Sep

15

 Assume that only daytraders are left trading. Assume they all enter in direction of recent moves sometime after open. One would believe that they try to maximize profits by trailing or waiting til near close to close position, then on close close position and pull orders. What would market result be? I am guessing something like today's price action might result. It is difficult to verify this, but perhaps the assumption is not too far off or just a case of fitting the theory to the facts after the fact?

Jeff Sasmor asks: 

Are you talking about human daytraders or robot daytraders?

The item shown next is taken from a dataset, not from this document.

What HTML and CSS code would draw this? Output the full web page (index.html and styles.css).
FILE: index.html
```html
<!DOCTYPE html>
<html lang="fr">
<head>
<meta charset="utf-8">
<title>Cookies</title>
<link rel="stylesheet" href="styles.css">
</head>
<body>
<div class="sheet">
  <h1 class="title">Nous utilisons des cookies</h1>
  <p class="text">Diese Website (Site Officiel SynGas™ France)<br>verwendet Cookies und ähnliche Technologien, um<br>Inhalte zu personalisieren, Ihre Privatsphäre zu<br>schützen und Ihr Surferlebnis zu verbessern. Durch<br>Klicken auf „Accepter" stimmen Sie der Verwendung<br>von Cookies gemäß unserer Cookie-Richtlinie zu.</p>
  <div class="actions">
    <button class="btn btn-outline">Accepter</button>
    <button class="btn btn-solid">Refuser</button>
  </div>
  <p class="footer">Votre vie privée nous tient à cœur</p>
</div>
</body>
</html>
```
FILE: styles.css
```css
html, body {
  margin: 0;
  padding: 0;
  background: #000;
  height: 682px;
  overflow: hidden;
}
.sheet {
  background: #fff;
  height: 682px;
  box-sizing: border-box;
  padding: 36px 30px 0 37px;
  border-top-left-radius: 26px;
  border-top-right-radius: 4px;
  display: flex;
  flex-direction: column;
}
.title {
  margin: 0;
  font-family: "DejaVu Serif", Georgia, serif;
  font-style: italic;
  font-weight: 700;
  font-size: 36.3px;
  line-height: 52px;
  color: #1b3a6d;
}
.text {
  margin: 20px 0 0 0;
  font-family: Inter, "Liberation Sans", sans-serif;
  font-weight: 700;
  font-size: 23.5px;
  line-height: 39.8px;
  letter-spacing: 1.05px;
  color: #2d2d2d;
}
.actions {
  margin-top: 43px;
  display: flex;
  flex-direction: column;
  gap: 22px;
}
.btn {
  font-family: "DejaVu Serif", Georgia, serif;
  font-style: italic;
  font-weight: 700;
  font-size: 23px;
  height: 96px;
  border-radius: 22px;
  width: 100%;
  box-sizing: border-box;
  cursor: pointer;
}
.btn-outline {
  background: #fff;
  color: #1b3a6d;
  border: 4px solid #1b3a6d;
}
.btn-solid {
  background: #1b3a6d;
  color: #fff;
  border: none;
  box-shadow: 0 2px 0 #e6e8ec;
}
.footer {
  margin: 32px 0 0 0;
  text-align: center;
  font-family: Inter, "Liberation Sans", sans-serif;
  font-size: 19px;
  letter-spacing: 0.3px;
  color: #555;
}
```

I doubt human daytraders have much effect on anything these days. Isn't it so that something like 3/4 of volume is robots trading about 100 stocks?

Jim Sogi replies:

The "robot" trader needs to be defined. There are human system programed execution bots, and perhaps a few "intelligent" trading systems which do not have pre-programed systems, but rather gather current info, process that, make a quick rule, test it, and trade on it, but I strongly doubt it. There might be market making algorithms which might be classified as bots, but I doubt they are making directional bets all day long looking for legs. IB has some entry algo's such as VWAP and I think a few more algos for order execution. Seems on the 5-6 flash crash some skirts were lifted with a glimpse into some order spamming systems which would have to be automated at that speed. You and Russ might be best to say what is out there and what is possible and I sure would appreciate what might be possible.

Russ Herrold comments:

 Yes, real time adaptive and intuitive systems are to some degree possible and exist– consider robotic market maker assistant algorithms, that are permitted to 'fly themselves' with no-one with sentient hands on a 'dead man's' switch, assuming so long as the market stays within known parameters [some of these gone haywire (or simply unimaginatively constrained) clearly could have been 'goaded' into playing on May 6]

I took the open question to be tested to be a restatement of the buy (or sell) at close, and to sell (or buy) at open, [perhaps biased by an anticipated mean reversion 'bias' to decide which way to lean, as a first extension].

As I recall we've had posts on this in the past here, and I was just going to run a couple of simple scenarios through some back testing and do some 'binning' or anticipated 'regime changes' based on the a look-back of 'scheduled news' calendar.

The market making algorithms that could be classified as Bots have performed well, all day long; other times, they fall off the tracks wildly as well. Thus the need for that 'dead man's switch'. The question becomes, can one train a few 'turtles' to spot regime changes that a bot cannot, at a low enough cost to pay them to 'play the video came' in shifts and cover a trading day.

Concerning what you said about how "IB has some entry algo's such as VWAP and I think a few more algos for order execution. Seems on the 5-6 flash crash some skirts were lifted with a glimpse into some order spamming systems which would have to be automated at that speed"…

The data response feedback loop rates have long since gone beyond the limits of a remote link and having an electron crawl back and forth. Local computers in a data center are competing with one another, and the trick at this point may simply to predict how the battle will progress, grab hold, and hang on for a ride!

I am set up to test it fairly readily, and that ZH listing seemed promising. I rather hate to publish my personal culling screens rather than to use one explicitly in the public domain, as I invest some effort 'sharpening' how I look at data and would lose the benefit of the effort by floating that personal symbols list.

Ken Drees comments:

The motorman–someone drives the train, someone slumps and the dead man's switch kicks in. The Taking of Pelham 123, the great movie from the 70s, not the butchered remake, was telling about an operation–a good sleuth can sniff out your footprint and catch you as you sneeze unknowingly. Gesundheit!

Robots all have humans in charge and humans are chained to their human condition and flash speed just makes a human's mouth open on occasion and then they do something emotional. We are now into the area of advanced human overload error–flash crash redux will not be hiccup. 

Russ Herrold replies:

I was approached a few years ago by a couple of vendors on the design of such feeds, and the meta-tagging to be added. An XML delivery is easy to parse with existing Open Source tools, about which I wrote a couple of years ago.

Just as one of the themes of this list is 'ever changing cycles', it seems to me that another 'ever changing scales' having fractal repetition of patterns as one 'zooms in and out' (a la Mandelbrot). Interestingly, the site includes a 100 page Word document of capsule reviews of 'The (Mis)behavior of Markets', for those of you who have not slogged through the whole work… the takeaway being that the bots can play for the penniescompeting against one another, without a lot of analytic skill perhaps; while the humans still can play in longer time frames, again (perhaps) with the benefit of deeper insight.

It is a Brave New World, every morning, and perhaps the trick is to adapt and swim with the flow of what one cannot control, and to stand firm when one can make a difference.